Are Britain’s pollution levels really a public health emergency?

By Paul Homewood

Following yesterday’s piece on air pollution, it is worth revisiting the Telegraph article from 2017 by Dr Michael Fitzpatrick:

As somebody who groped his way to school through winter smogs in Sheffield in the 1950s and 1960s, I have always been sceptical about the claims of environmental campaigners that air pollution in British cities is now reaching critical levels of toxicity. I recall playing football on pitches where neither goal was visible from the halfway line. No doubt any therapeutic benefits of exercise were outweighed by the damage to our youthful lungs.

Yet recent headlines proclaim that our children are being exposed to illegal levels of toxic air, and London mayor Sadiq Khan has declared a public health emergency in the capital.
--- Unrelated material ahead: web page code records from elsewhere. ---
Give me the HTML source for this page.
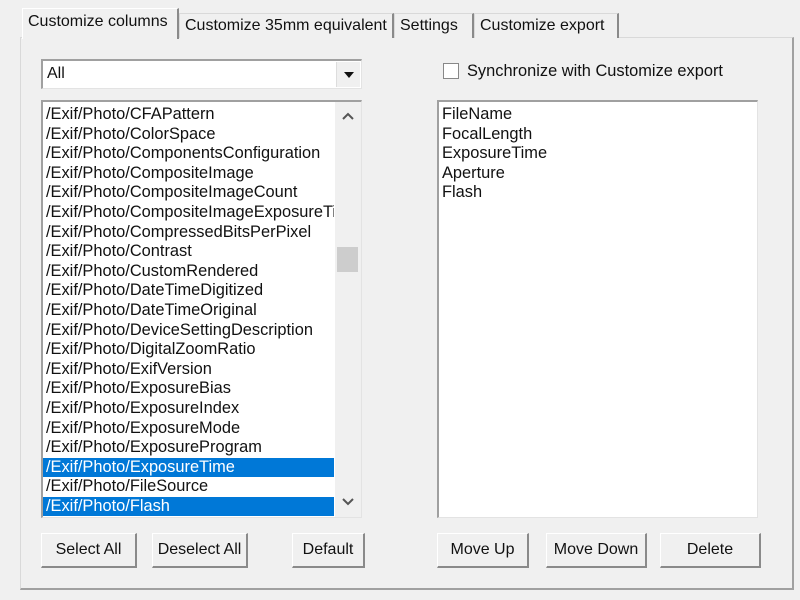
<!DOCTYPE html>
<html><head><meta charset="utf-8"><style>
*{box-sizing:border-box;margin:0;padding:0}
body{width:800px;height:600px;background:#f0f0f0;font-family:"Liberation Sans",sans-serif;font-size:15px;color:#111;position:relative;overflow:hidden}
.abs{position:absolute}
.panel{left:20px;top:37px;width:774px;height:553px;border:1px solid #d9d9d9;border-right:2px solid #a0a0a0;border-bottom:2px solid #a0a0a0;background:#f0f0f0}
.tab{position:absolute;top:13px;height:25px;border:1px solid #d9d9d9;border-bottom:none;border-right:2px solid #8a8a8a;background:#f0f0f0;padding:3px 0 0 5px;white-space:nowrap;font-size:16px}
.tab.act{top:8px;height:31px;padding-top:4px;z-index:2;border-left:1px solid #fff;border-top:1px solid #fff}
.box{background:#fff;border:2px solid #a0a0a0;border-right:1px solid #e3e3e3;border-bottom:1px solid #e3e3e3}
.item{height:19.6px;line-height:19.6px;padding-left:3px;white-space:nowrap;overflow:hidden;font-size:16.4px}
.sel{background:#0078d7;color:#fff}
.btn{position:absolute;height:35px;border:1px solid #fff;border-right:2px solid #8a8a8a;border-bottom:2px solid #8a8a8a;background:#f0f0f0;text-align:center;line-height:31px;font-size:16px}
</style></head><body>
<div class="abs panel"></div>
<div class="tab act" style="left:22px;width:157px">Customize columns</div>
<div class="tab" style="left:179px;width:215px">Customize 35mm equivalent</div>
<div class="tab" style="left:394px;width:80px">Settings</div>
<div class="tab" style="left:474px;width:145px">Customize export</div>

<div class="abs box" style="left:41px;top:59px;width:321px;height:30px;padding:4px 0 0 4px;font-size:16px">All
 <div class="abs" style="right:1px;top:1px;width:24px;height:25px;background:#f0f0f0;border-left:1px solid #ddd"><svg width="24" height="25"><path d="M7 10h10l-5 6z" fill="#111"/></svg></div></div>

<div class="abs box" style="left:41px;top:100px;width:321px;height:418px;padding-top:3px;overflow:hidden">
<div style="width:291px">
<div class="item">/Exif/Photo/CFAPattern</div>
<div class="item">/Exif/Photo/ColorSpace</div>
<div class="item">/Exif/Photo/ComponentsConfiguration</div>
<div class="item">/Exif/Photo/CompositeImage</div>
<div class="item">/Exif/Photo/CompositeImageCount</div>
<div class="item">/Exif/Photo/CompositeImageExposureTimes</div>
<div class="item">/Exif/Photo/CompressedBitsPerPixel</div>
<div class="item">/Exif/Photo/Contrast</div>
<div class="item">/Exif/Photo/CustomRendered</div>
<div class="item">/Exif/Photo/DateTimeDigitized</div>
<div class="item">/Exif/Photo/DateTimeOriginal</div>
<div class="item">/Exif/Photo/DeviceSettingDescription</div>
<div class="item">/Exif/Photo/DigitalZoomRatio</div>
<div class="item">/Exif/Photo/ExifVersion</div>
<div class="item">/Exif/Photo/ExposureBias</div>
<div class="item">/Exif/Photo/ExposureIndex</div>
<div class="item">/Exif/Photo/ExposureMode</div>
<div class="item">/Exif/Photo/ExposureProgram</div>
<div class="item sel">/Exif/Photo/ExposureTime</div>
<div class="item">/Exif/Photo/FileSource</div>
<div class="item sel">/Exif/Photo/Flash</div>
</div>
<div class="abs" style="left:292px;top:0;width:26px;height:418px;background:#f0f0f0">
<svg class="abs" style="left:0;top:4px" width="26" height="20"><path d="M8 13l5-5 5 5" stroke="#555" stroke-width="2" fill="none"/></svg>
<div class="abs" style="left:2px;top:145px;width:21px;height:25px;background:#cdcdcd"></div>
<svg class="abs" style="left:0;top:390px" width="26" height="20"><path d="M8 7l5 5 5-5" stroke="#555" stroke-width="2" fill="none"/></svg>
</div>
</div>

<div class="abs" style="left:443px;top:63px;width:16px;height:16px;background:#fff;border:1px solid #888"></div>
<div class="abs" style="left:467px;top:62px;font-size:16.4px">Synchronize with Customize export</div>

<div class="abs box" style="left:437px;top:100px;width:321px;height:418px;padding-top:3px">
<div class="item">FileName</div>
<div class="item">FocalLength</div>
<div class="item">ExposureTime</div>
<div class="item">Aperture</div>
<div class="item">Flash</div>
</div>

<div class="btn" style="left:41px;top:533px;width:96px">Select All</div>
<div class="btn" style="left:152px;top:533px;width:96px">Deselect All</div>
<div class="btn" style="left:292px;top:533px;width:73px">Default</div>
<div class="btn" style="left:437px;top:533px;width:92px">Move Up</div>
<div class="btn" style="left:546px;top:533px;width:101px">Move Down</div>
<div class="btn" style="left:660px;top:533px;width:101px">Delete</div>
</body></html>
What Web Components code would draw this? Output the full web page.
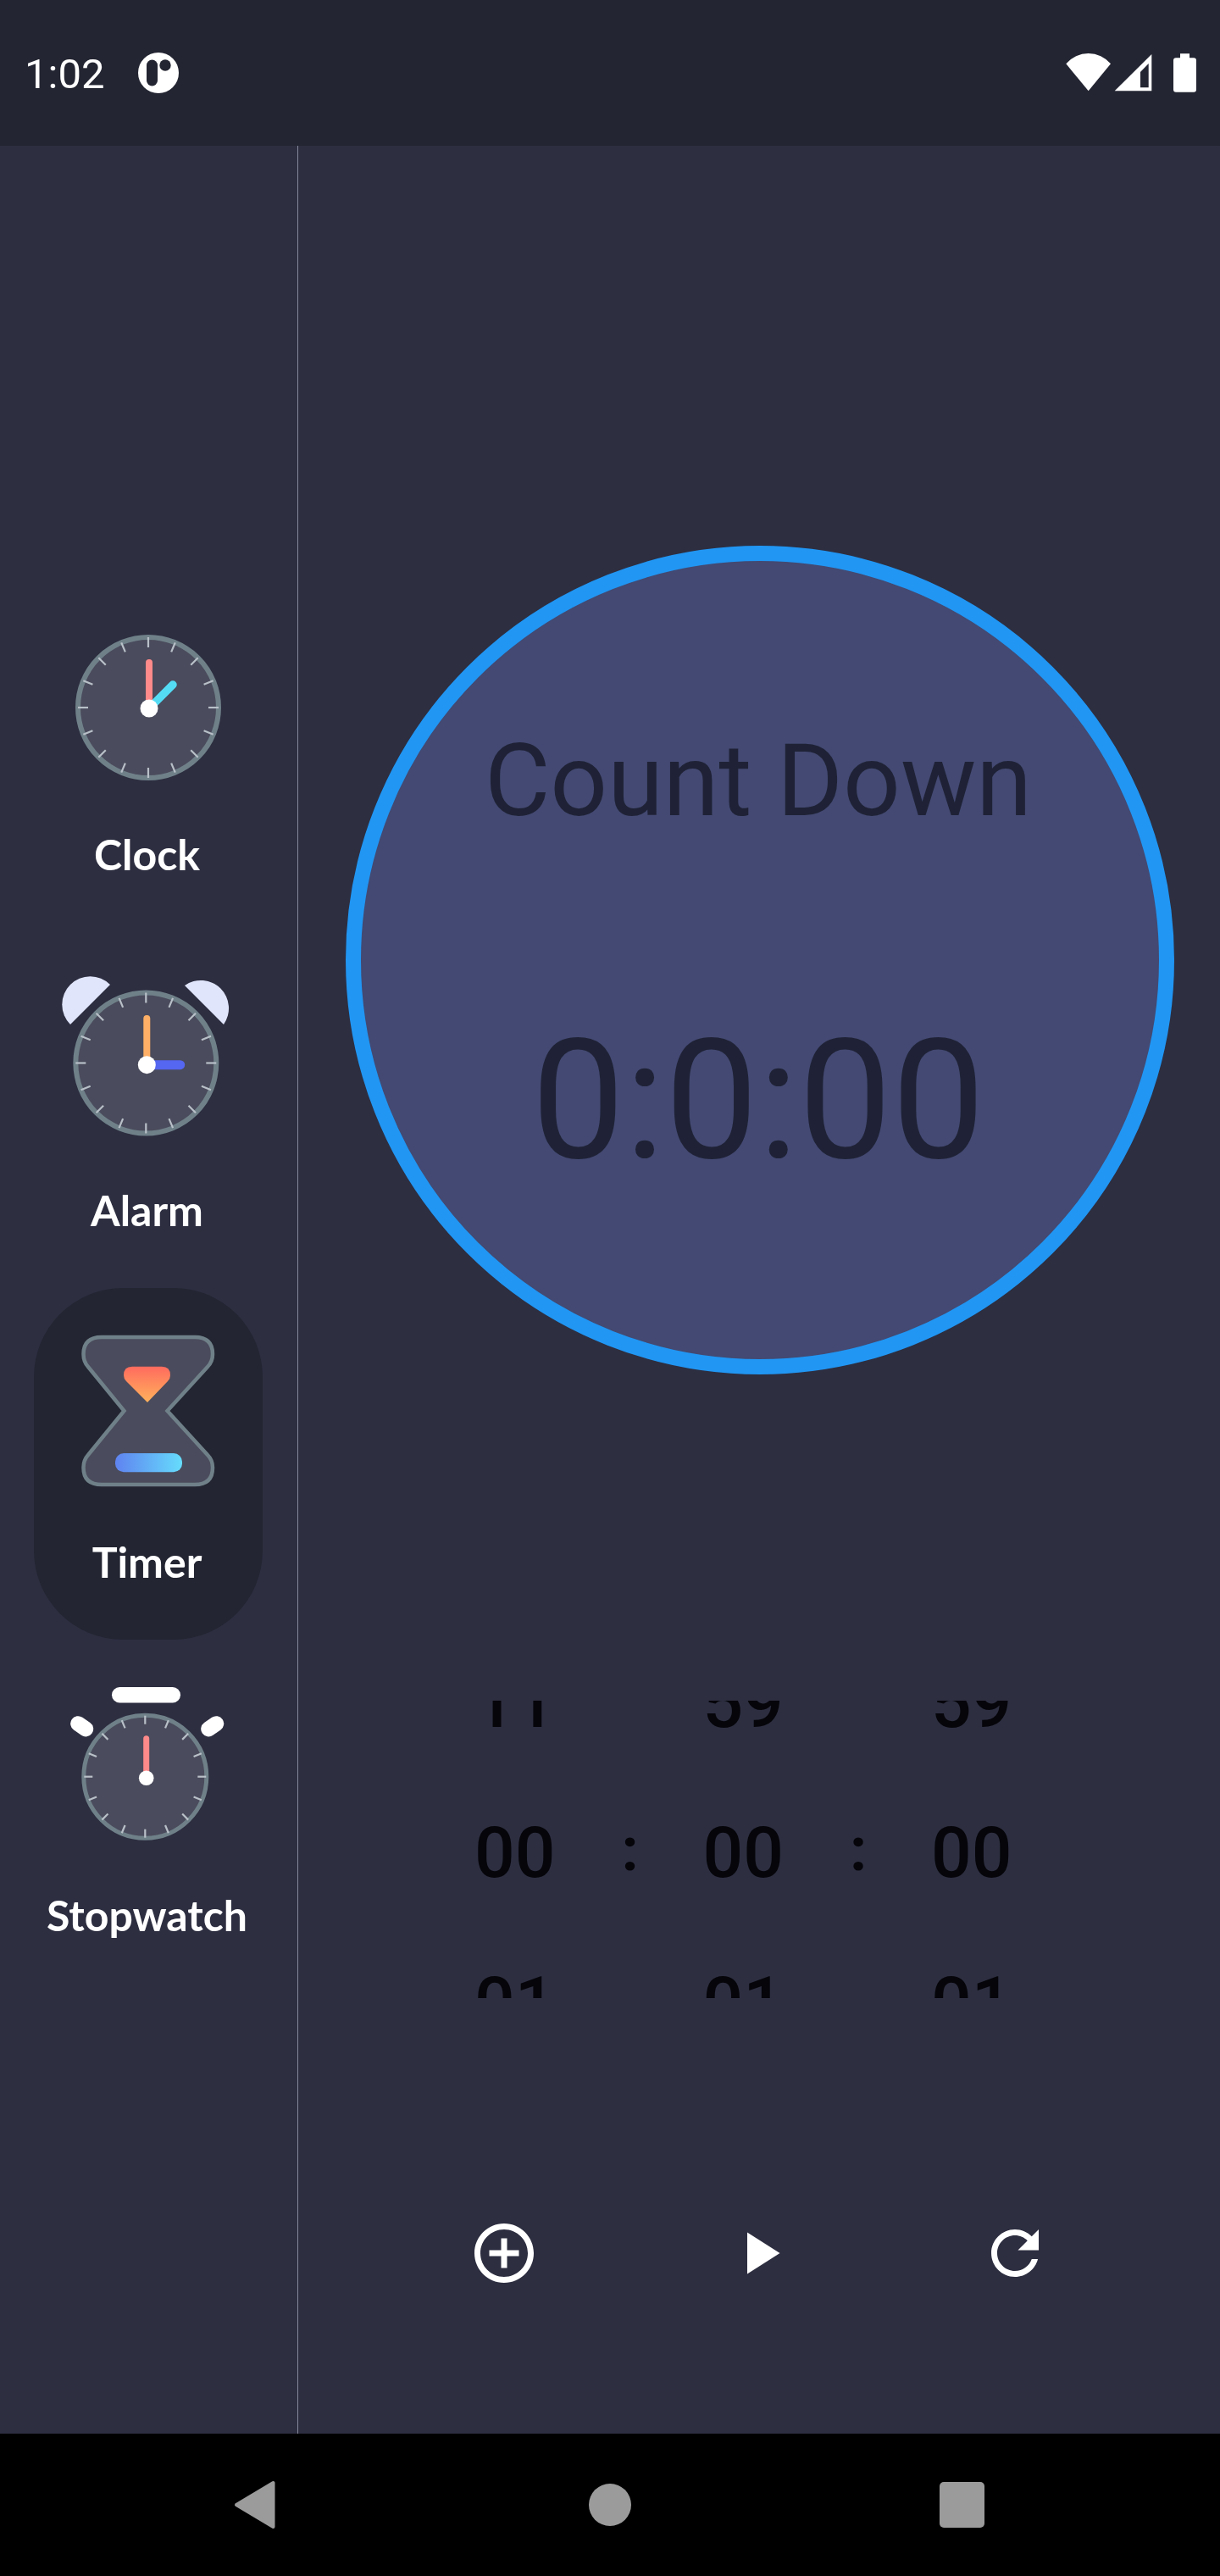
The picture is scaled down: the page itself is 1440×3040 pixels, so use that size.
<!DOCTYPE html>
<html>
<head>
<meta charset="utf-8">
<title>Timer</title>
<style>
    html, body { margin: 0; padding: 0; background: #2d2e40; }
    body { width: 1440px; height: 3040px; font-family: Roboto, sans-serif; display: flex; flex-direction: column; }
</style>
</head>
<body>
<status-bar></status-bar>
<app-shell>
    <side-nav slot="side">
        <nav-item label="Clock" gap="288"><dial-icon kind="clock"></dial-icon></nav-item>
        <nav-item label="Alarm" gap="293"><dial-icon kind="alarm"></dial-icon></nav-item>
        <nav-item label="Timer" gap="293" active><hourglass-icon></hourglass-icon></nav-item>
        <nav-item label="Stopwatch"><dial-icon kind="stopwatch"></dial-icon></nav-item>
    </side-nav>
    <timer-panel slot="main">
        <count-circle title-text="Count Down" time="0:0:00"></count-circle>
        <time-wheel></time-wheel>
        <timer-actions></timer-actions>
    </timer-panel>
</app-shell>
<system-nav></system-nav>

<script>
class StatusBar extends HTMLElement {
    connectedCallback() {
        this.attachShadow({ mode: 'open' });
        this.shadowRoot.innerHTML = `
            <style>
                :host {
                    display: flex;
                    align-items: center;
                    height: 172px;
                    flex: none;
                    background: #232532;
                    color: #fff;
                    padding: 0 25px 0 29px;
                    font: 400 49px/56px Roboto, sans-serif;
                }
                .time { width: 92px; padding-top: 3px; }
                .badge { margin-left: 42px; display: block; }
                .icons { margin-left: auto; display: block; }
            </style>
            <span class="time">1:02</span>
            <svg class="badge" width="48" height="48" viewBox="0 0 48 48">
                <circle cx="24" cy="24" r="24" fill="#fff"/>
                <rect x="10" y="8.500" width="13" height="31" rx="6.500" fill="#232532"/>
                <circle cx="32" cy="15" r="6.700" fill="#232532"/>
            </svg>
            <svg class="icons" width="160" height="52" viewBox="1255 60 160 52" fill="#fff">
                <path d="M1284.700 107.300L1258.300 75.300A34.400 34.400 0 0 1 1311 75.300Z"/>
                <path fill-rule="evenodd" d="M1315.700 107.300L1359.300 64V107.300ZM1346 85V103.300H1355.700V75Z"/>
                <path d="M1393 63.300H1404V68.300H1409A3 3 0 0 1 1412 71.300V105.700A3 3 0 0 1 1409 108.700H1388A3 3 0 0 1 1385 105.700V71.300A3 3 0 0 1 1388 68.300H1393Z"/>
            </svg>
        `;
    }
}
customElements.define('status-bar', StatusBar);

class AppShell extends HTMLElement {
    connectedCallback() {
        this.attachShadow({ mode: 'open' });
        this.shadowRoot.innerHTML = `
            <style>
                :host { display: flex; flex: 1; min-height: 0; background: #2d2e40; }
            </style>
            <slot name="side"></slot>
            <slot name="main"></slot>
        `;
    }
}
customElements.define('app-shell', AppShell);

class SideNav extends HTMLElement {
    connectedCallback() {
        this.attachShadow({ mode: 'open' });
        this.shadowRoot.innerHTML = `
            <style>
                :host {
                    display: flex;
                    flex-direction: column;
                    align-items: flex-start;
                    justify-content: center;
                    width: 311px;
                    flex: none;
                    padding: 0 0 4px 40px;
                    border-right: 1px solid #85879a;
                }
            </style>
            <slot></slot>
        `;
    }
}
customElements.define('side-nav', SideNav);

class NavItem extends HTMLElement {
    connectedCallback() {
        const gap = this.getAttribute('gap') || 295;
        this.attachShadow({ mode: 'open' });
        this.shadowRoot.innerHTML = `
            <style>
                :host {
                    display: block;
                    width: 270px;
                    height: 415px;
                    border-radius: 105px;
                    color: #fff;
                    text-align: center;
                }
                :host([active]) { background: #232532; }
                .icon { height: ${gap}px; }
                .label {
                    font: 700 50px/60px Lato, sans-serif;
                    white-space: nowrap;
                    padding-right: 3px;
                }
            </style>
            <div class="icon"><slot></slot></div>
            <div class="label">${this.getAttribute('label')}</div>
        `;
    }
}
customElements.define('nav-item', NavItem);

// dial positions are taken relative to the top left of the nav item
const DIALS = {
    clock: {
        cx: 135, cy: 145, r: 86, hub: [136, 146, 10.5], tick: 15, ring: 6,
        hands: `<line x1="136" y1="146" x2="136" y2="92" stroke="#ff8a8a" stroke-width="8" stroke-linecap="round"/>
                <line x1="136" y1="146" x2="164" y2="118" stroke="#55dcf5" stroke-width="9.500" stroke-linecap="round"/>`,
        extra: ''
    },
    alarm: {
        cx: 132.3, cy: 149.5, r: 86, hub: [133.3, 151.7, 10.5], tick: 15, ring: 6,
        hands: `<line x1="133.3" y1="151.700" x2="133.3" y2="97" stroke="#ffb066" stroke-width="8" stroke-linecap="round"/>
                <line x1="133.3" y1="151.700" x2="172.700" y2="151.700" stroke="#5566f0" stroke-width="11" stroke-linecap="round"/>`,
        extra: `<path d="M90 57A33 33 0 0 0 43 104Z" fill="#e0e5fb"/>
                <path d="M178 58A33 33 0 0 1 224 104Z" fill="#e0e5fb"/>`
    },
    stopwatch: {
        cx: 131.3, cy: 161.7, r: 75, hub: [132.7, 163.3, 8.8], tick: 13, ring: 5,
        hands: `<line x1="132.700" y1="163.300" x2="132.700" y2="116.800" stroke="#ff8a8a" stroke-width="7" stroke-linecap="round"/>`,
        extra: `<rect x="92" y="56" width="81" height="18.500" rx="9.200" fill="#fff"/>
                <rect x="-14.500" y="-9" width="29" height="18" rx="9" fill="#fff" transform="translate(56.700 102.300) rotate(35)"/>
                <rect x="-14.500" y="-9" width="29" height="18" rx="9" fill="#fff" transform="translate(210.700 102.300) rotate(-35)"/>`
    }
};

class DialIcon extends HTMLElement {
    connectedCallback() {
        const d = DIALS[this.getAttribute('kind')];
        let ticks = '';
        for (let i = 0; i < 16; i++) {
            const a = i * Math.PI / 8;
            const s = Math.sin(a), c = Math.cos(a);
            const r1 = d.r - 3, r2 = d.r - d.tick;
            ticks += `<line x1="${d.cx + s * r1}" y1="${d.cy - c * r1}" x2="${d.cx + s * r2}" y2="${d.cy - c * r2}"/>`;
        }
        this.attachShadow({ mode: 'open' });
        this.shadowRoot.innerHTML = `
            <style>
                :host { display: block; }
                svg { display: block; }
            </style>
            <svg width="270" height="285" viewBox="0 0 270 285">
                ${d.extra}
                <circle cx="${d.cx}" cy="${d.cy}" r="${d.r - d.ring / 2}" fill="#4a4b5c" stroke="#6f8089" stroke-width="${d.ring}"/>
                <g stroke="#b9c0c8" stroke-width="2.200">${ticks}</g>
                ${d.hands}
                <circle cx="${d.hub[0]}" cy="${d.hub[1]}" r="${d.hub[2]}" fill="#fff"/>
            </svg>
        `;
    }
}
customElements.define('dial-icon', DialIcon);

class HourglassIcon extends HTMLElement {
    connectedCallback() {
        this.attachShadow({ mode: 'open' });
        this.shadowRoot.innerHTML = `
            <style>
                :host { display: block; }
                svg { display: block; }
            </style>
            <svg width="270" height="285" viewBox="10 10 270 285">
                <defs>
                    <linearGradient id="sand" x1="0" y1="0" x2="0" y2="1">
                        <stop offset="0" stop-color="#ff6b5e"/>
                        <stop offset="1" stop-color="#ffb25c"/>
                    </linearGradient>
                    <linearGradient id="base" x1="0" y1="0" x2="1" y2="0">
                        <stop offset="0" stop-color="#5f83f0"/>
                        <stop offset="1" stop-color="#66dcfc"/>
                    </linearGradient>
                </defs>
                <path d="M90 68H200Q221 68 221 88Q221 97 215 103L167.500 155L215 207Q221 213 221 222Q221 242 200 242H90Q68.500 242 68.500 222Q68.500 213 74 207L116.500 155L74 103Q68.500 97 68.500 88Q68.500 68 90 68Z"
                      fill="#4a4b5c" stroke="#6f8089" stroke-width="4.500"/>
                <path d="M126 102.700H161Q171 102.700 171 113Q171 117 168 120L144 145L119 120Q116 117 116 113Q116 102.700 126 102.700Z" fill="url(#sand)"/>
                <rect x="106" y="205" width="79" height="22.300" rx="10" fill="url(#base)"/>
            </svg>
        `;
    }
}
customElements.define('hourglass-icon', HourglassIcon);

class TimerPanel extends HTMLElement {
    connectedCallback() {
        this.attachShadow({ mode: 'open' });
        this.shadowRoot.innerHTML = `
            <style>
                :host {
                    display: flex;
                    flex-direction: column;
                    flex: 1;
                    min-width: 0;
                    padding-top: 472px;
                }
            </style>
            <slot></slot>
        `;
    }
}
customElements.define('timer-panel', TimerPanel);

class CountCircle extends HTMLElement {
    connectedCallback() {
        this.attachShadow({ mode: 'open' });
        this.shadowRoot.innerHTML = `
            <style>
                :host {
                    display: flex;
                    flex-direction: column;
                    align-items: center;
                    box-sizing: border-box;
                    width: 978px;
                    height: 978px;
                    margin-left: 56px;
                    padding: 190px 4px 0 0;
                    border: 18px solid #2196f3;
                    border-radius: 50%;
                    background: #434972;
                    color: #1f2236;
                    font-family: Roboto, sans-serif;
                }
                .title { font-size: 119px; line-height: 140px; }
                .time { font-size: 196px; line-height: 230px; margin-top: 192px; }
            </style>
            <div class="title">${this.getAttribute('title-text')}</div>
            <div class="time">${this.getAttribute('time')}</div>
        `;
    }
}
customElements.define('count-circle', CountCircle);

class WheelColumn extends HTMLElement {
    connectedCallback() {
        const rows = this.getAttribute('rows').split(',');
        this.attachShadow({ mode: 'open' });
        this.shadowRoot.innerHTML = `
            <style>
                :host {
                    display: flex;
                    flex-direction: column;
                    justify-content: center;
                    align-items: center;
                    box-sizing: border-box;
                    width: 249.500px;
                    height: 351px;
                    padding-top: 8px;
                    overflow: hidden;
                }
                div { flex: none; height: 177px; font: 500 84px/177px Roboto, sans-serif; }
                div:first-child { margin-bottom: -3px; }
            </style>
            ${rows.map(r => `<div>${r}</div>`).join('')}
        `;
    }
}
customElements.define('wheel-column', WheelColumn);

class TimeWheel extends HTMLElement {
    connectedCallback() {
        this.attachShadow({ mode: 'open' });
        this.shadowRoot.innerHTML = `
            <style>
                :host {
                    display: flex;
                    align-items: center;
                    color: #05050a;
                    margin: 385px 0 0 131px;
                }
                .colon {
                    box-sizing: border-box;
                    width: 20px;
                    padding-left: 1px;
                    text-align: center;
                    font: 700 72px/80px Roboto, sans-serif;
                }
            </style>
            <wheel-column rows="11,00,01"></wheel-column>
            <span class="colon">:</span>
            <wheel-column rows="59,00,01"></wheel-column>
            <span class="colon">:</span>
            <wheel-column rows="59,00,01"></wheel-column>
        `;
    }
}
customElements.define('time-wheel', TimeWheel);

class TimerActions extends HTMLElement {
    connectedCallback() {
        this.attachShadow({ mode: 'open' });
        this.shadowRoot.innerHTML = `
            <style>
                :host {
                    display: flex;
                    justify-content: center;
                    gap: 217.500px;
                    margin-top: 259px;
                }
                svg { width: 84px; height: 84px; fill: #fff; display: block; }
            </style>
            <svg viewBox="0 0 24 24"><path d="M13 7h-2v4H7v2h4v4h2v-4h4v-2h-4V7zm-1-5C6.480 2 2 6.480 2 12s4.480 10 10 10 10-4.480 10-10S17.520 2 12 2zm0 18c-4.410 0-8-3.590-8-8s3.590-8 8-8 8 3.590 8 8-3.590 8-8 8z"/></svg>
            <svg viewBox="0 0 24 24"><path d="M8 5v14l11-7z"/></svg>
            <svg viewBox="0 0 24 24"><path d="M17.650 6.350C16.200 4.900 14.210 4 12 4c-4.420 0-7.990 3.580-7.990 8s3.570 8 7.990 8c3.730 0 6.840-2.550 7.730-6h-2.080c-.820 2.330-3.040 4-5.650 4-3.310 0-6-2.690-6-6s2.690-6 6-6c1.660 0 3.140.690 4.220 1.780L13 11h7V4l-2.350 2.350z"/></svg>
        `;
    }
}
customElements.define('timer-actions', TimerActions);

class SystemNav extends HTMLElement {
    connectedCallback() {
        this.attachShadow({ mode: 'open' });
        this.shadowRoot.innerHTML = `
            <style>
                :host {
                    display: flex;
                    align-items: center;
                    flex: none;
                    height: 168px;
                    padding-left: 258px;
                    gap: 336px;
                    background: #000;
                }
                svg { width: 84px; height: 84px; fill: #9b9b9b; display: block; }
            </style>
            <svg viewBox="0 0 84 84"><path d="M64.500 16V68L21 42Z" stroke="#9b9b9b" stroke-width="4" stroke-linejoin="round"/></svg>
            <svg viewBox="0 0 84 84"><circle cx="42" cy="42" r="25"/></svg>
            <svg viewBox="0 0 84 84"><rect x="11" y="15" width="53" height="54" rx="5"/></svg>
        `;
    }
}
customElements.define('system-nav', SystemNav);
</script>
</body>
</html>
The mayor quotes epidemiological studies claiming that 9,000 Londoners are dying prematurely every year because of poor air quality. Estimates of national fatalities have increased from 40,000 to 60,000 per year.

It is worth recalling that the Great Smog of December 1952, widely regarded as an environmental catastrophe, killed only 4,000 people in London. Can it really be true that air pollution is now killing more than twice that number every year in the capital, and ten to 15 times as many nationwide?

Well, no. On closer inspection, it turns out that these are not actual deaths, but estimates, produced by mathematical modelling, of the number of premature deaths attributable to air pollution

The figures are derived from calculations of the “years of life” lost across the whole population resulting from the increased risks associated with particular pollutants. According to Cambridge statistician professor David Spiegelhalter, another way of presenting the same statistics would be to state that the average loss of life expectancy over the whole adult population is… three days.

It is true that the character of air pollution has changed. Whereas we inhaled soot and sulphur oxides resulting from burning coal, our children are now inhaling particulates and nitrogen oxides, partly because of the last Labour government’s “green” incentive to switch to diesel cars.

But levels of both particulates and nitrogen oxides have been falling steadily for decades – they are now about a quarter of what they were in 1970. It is also worth noting that air pollution in London is about one eighth of that in Delhi, a quarter of that in Beijing, and lower than that in Paris.

In the words of Brighton respiratory physician Anthony Frew, who served on the original Royal College of Physicians working party on air pollution, the claim of 9,000 deaths in London is a “zombie statistic – however much you try to kill it, it comes back and it’s simply not true”.